▸ Your goal: Reproduce all the material exactly, minus any pictures it holds.

▸ Given material:
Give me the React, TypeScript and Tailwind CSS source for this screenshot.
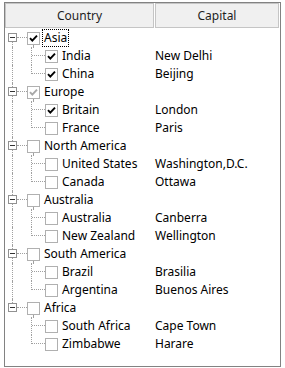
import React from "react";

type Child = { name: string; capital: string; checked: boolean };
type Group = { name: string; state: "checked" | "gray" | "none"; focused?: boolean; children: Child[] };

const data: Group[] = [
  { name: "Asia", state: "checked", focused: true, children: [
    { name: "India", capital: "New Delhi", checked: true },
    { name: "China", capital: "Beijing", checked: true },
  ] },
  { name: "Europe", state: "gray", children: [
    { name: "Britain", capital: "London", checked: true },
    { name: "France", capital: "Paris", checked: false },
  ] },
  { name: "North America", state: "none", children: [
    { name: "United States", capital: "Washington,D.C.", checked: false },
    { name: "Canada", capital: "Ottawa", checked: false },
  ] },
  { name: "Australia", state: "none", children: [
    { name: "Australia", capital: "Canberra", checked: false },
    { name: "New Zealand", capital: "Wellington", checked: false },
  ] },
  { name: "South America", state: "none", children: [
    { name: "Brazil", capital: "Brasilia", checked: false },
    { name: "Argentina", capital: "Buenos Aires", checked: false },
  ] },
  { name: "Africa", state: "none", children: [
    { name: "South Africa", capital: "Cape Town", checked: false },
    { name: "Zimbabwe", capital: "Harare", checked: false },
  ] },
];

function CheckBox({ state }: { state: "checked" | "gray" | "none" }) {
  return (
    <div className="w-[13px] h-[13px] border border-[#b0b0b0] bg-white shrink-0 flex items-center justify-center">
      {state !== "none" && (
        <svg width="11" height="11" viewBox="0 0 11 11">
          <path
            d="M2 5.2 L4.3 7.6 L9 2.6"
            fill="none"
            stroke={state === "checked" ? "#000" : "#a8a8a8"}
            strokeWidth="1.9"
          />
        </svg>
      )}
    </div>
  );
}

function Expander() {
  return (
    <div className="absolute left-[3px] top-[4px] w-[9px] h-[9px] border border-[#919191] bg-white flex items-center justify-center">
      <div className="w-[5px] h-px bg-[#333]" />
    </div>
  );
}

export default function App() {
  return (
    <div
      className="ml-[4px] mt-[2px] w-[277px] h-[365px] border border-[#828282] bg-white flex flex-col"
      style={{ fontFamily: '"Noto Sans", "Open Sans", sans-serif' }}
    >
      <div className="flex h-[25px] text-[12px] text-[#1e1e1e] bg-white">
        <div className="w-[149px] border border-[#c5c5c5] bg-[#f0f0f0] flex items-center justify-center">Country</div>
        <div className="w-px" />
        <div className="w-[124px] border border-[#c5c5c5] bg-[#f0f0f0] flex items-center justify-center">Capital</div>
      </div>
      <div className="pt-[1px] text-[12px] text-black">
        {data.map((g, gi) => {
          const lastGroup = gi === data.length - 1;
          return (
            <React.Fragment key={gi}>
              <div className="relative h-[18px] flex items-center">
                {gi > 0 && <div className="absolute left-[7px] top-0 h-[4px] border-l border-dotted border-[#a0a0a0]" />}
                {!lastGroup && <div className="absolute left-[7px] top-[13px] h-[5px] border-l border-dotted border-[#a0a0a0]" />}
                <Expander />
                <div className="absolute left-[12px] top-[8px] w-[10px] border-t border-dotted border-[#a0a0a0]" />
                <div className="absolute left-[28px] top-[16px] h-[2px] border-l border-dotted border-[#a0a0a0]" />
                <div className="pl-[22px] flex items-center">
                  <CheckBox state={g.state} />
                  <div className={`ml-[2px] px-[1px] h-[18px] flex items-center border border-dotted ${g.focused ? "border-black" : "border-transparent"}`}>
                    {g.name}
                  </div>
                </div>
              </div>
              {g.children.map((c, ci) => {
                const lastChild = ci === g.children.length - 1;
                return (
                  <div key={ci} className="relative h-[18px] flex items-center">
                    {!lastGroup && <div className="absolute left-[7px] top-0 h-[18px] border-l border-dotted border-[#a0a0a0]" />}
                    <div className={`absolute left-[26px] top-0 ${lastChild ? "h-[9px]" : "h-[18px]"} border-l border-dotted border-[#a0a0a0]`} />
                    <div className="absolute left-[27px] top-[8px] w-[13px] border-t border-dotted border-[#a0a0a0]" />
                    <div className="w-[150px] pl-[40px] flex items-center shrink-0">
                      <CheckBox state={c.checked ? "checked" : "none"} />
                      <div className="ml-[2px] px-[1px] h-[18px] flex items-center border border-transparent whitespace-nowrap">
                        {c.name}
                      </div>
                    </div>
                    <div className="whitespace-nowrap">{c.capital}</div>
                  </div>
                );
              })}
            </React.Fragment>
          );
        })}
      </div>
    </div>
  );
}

▸ The reply:
Give me the React, TypeScript and Tailwind CSS source for this screenshot.
import React from "react";

type Child = { name: string; capital: string; checked: boolean };
type Group = { name: string; state: "checked" | "gray" | "none"; focused?: boolean; children: Child[] };

const data: Group[] = [
  { name: "Asia", state: "checked", focused: true, children: [
    { name: "India", capital: "New Delhi", checked: true },
    { name: "China", capital: "Beijing", checked: true },
  ] },
  { name: "Europe", state: "gray", children: [
    { name: "Britain", capital: "London", checked: true },
    { name: "France", capital: "Paris", checked: false },
  ] },
  { name: "North America", state: "none", children: [
    { name: "United States", capital: "Washington,D.C.", checked: false },
    { name: "Canada", capital: "Ottawa", checked: false },
  ] },
  { name: "Australia", state: "none", children: [
    { name: "Australia", capital: "Canberra", checked: false },
    { name: "New Zealand", capital: "Wellington", checked: false },
  ] },
  { name: "South America", state: "none", children: [
    { name: "Brazil", capital: "Brasilia", checked: false },
    { name: "Argentina", capital: "Buenos Aires", checked: false },
  ] },
  { name: "Africa", state: "none", children: [
    { name: "South Africa", capital: "Cape Town", checked: false },
    { name: "Zimbabwe", capital: "Harare", checked: false },
  ] },
];

function CheckBox({ state }: { state: "checked" | "gray" | "none" }) {
  return (
    <div className="w-[13px] h-[13px] border border-[#b0b0b0] bg-white shrink-0 flex items-center justify-center">
      {state !== "none" && (
        <svg width="11" height="11" viewBox="0 0 11 11">
          <path
            d="M2 5.2 L4.3 7.6 L9 2.6"
            fill="none"
            stroke={state === "checked" ? "#000" : "#a8a8a8"}
            strokeWidth="1.9"
          />
        </svg>
      )}
    </div>
  );
}

function Expander() {
  return (
    <div className="absolute left-[3px] top-[4px] w-[9px] h-[9px] border border-[#919191] bg-white flex items-center justify-center">
      <div className="w-[5px] h-px bg-[#333]" />
    </div>
  );
}

export default function App() {
  return (
    <div
      className="ml-[4px] mt-[2px] w-[277px] h-[365px] border border-[#828282] bg-white flex flex-col"
      style={{ fontFamily: '"Noto Sans", "Open Sans", sans-serif' }}
    >
      <div className="flex h-[25px] text-[12px] text-[#1e1e1e] bg-white">
        <div className="w-[149px] border border-[#c5c5c5] bg-[#f0f0f0] flex items-center justify-center">Country</div>
        <div className="w-px" />
        <div className="w-[124px] border border-[#c5c5c5] bg-[#f0f0f0] flex items-center justify-center">Capital</div>
      </div>
      <div className="pt-[1px] text-[12px] text-black">
        {data.map((g, gi) => {
          const lastGroup = gi === data.length - 1;
          return (
            <React.Fragment key={gi}>
              <div className="relative h-[18px] flex items-center">
                {gi > 0 && <div className="absolute left-[7px] top-0 h-[4px] border-l border-dotted border-[#a0a0a0]" />}
                {!lastGroup && <div className="absolute left-[7px] top-[13px] h-[5px] border-l border-dotted border-[#a0a0a0]" />}
                <Expander />
                <div className="absolute left-[12px] top-[8px] w-[10px] border-t border-dotted border-[#a0a0a0]" />
                <div className="absolute left-[28px] top-[16px] h-[2px] border-l border-dotted border-[#a0a0a0]" />
                <div className="pl-[22px] flex items-center">
                  <CheckBox state={g.state} />
                  <div className={`ml-[2px] px-[1px] h-[18px] flex items-center border border-dotted ${g.focused ? "border-black" : "border-transparent"}`}>
                    {g.name}
                  </div>
                </div>
              </div>
              {g.children.map((c, ci) => {
                const lastChild = ci === g.children.length - 1;
                return (
                  <div key={ci} className="relative h-[18px] flex items-center">
                    {!lastGroup && <div className="absolute left-[7px] top-0 h-[18px] border-l border-dotted border-[#a0a0a0]" />}
                    <div className={`absolute left-[26px] top-0 ${lastChild ? "h-[9px]" : "h-[18px]"} border-l border-dotted border-[#a0a0a0]`} />
                    <div className="absolute left-[27px] top-[8px] w-[13px] border-t border-dotted border-[#a0a0a0]" />
                    <div className="w-[150px] pl-[40px] flex items-center shrink-0">
                      <CheckBox state={c.checked ? "checked" : "none"} />
                      <div className="ml-[2px] px-[1px] h-[18px] flex items-center border border-transparent whitespace-nowrap">
                        {c.name}
                      </div>
                    </div>
                    <div className="whitespace-nowrap">{c.capital}</div>
                  </div>
                );
              })}
            </React.Fragment>
          );
        })}
      </div>
    </div>
  );
}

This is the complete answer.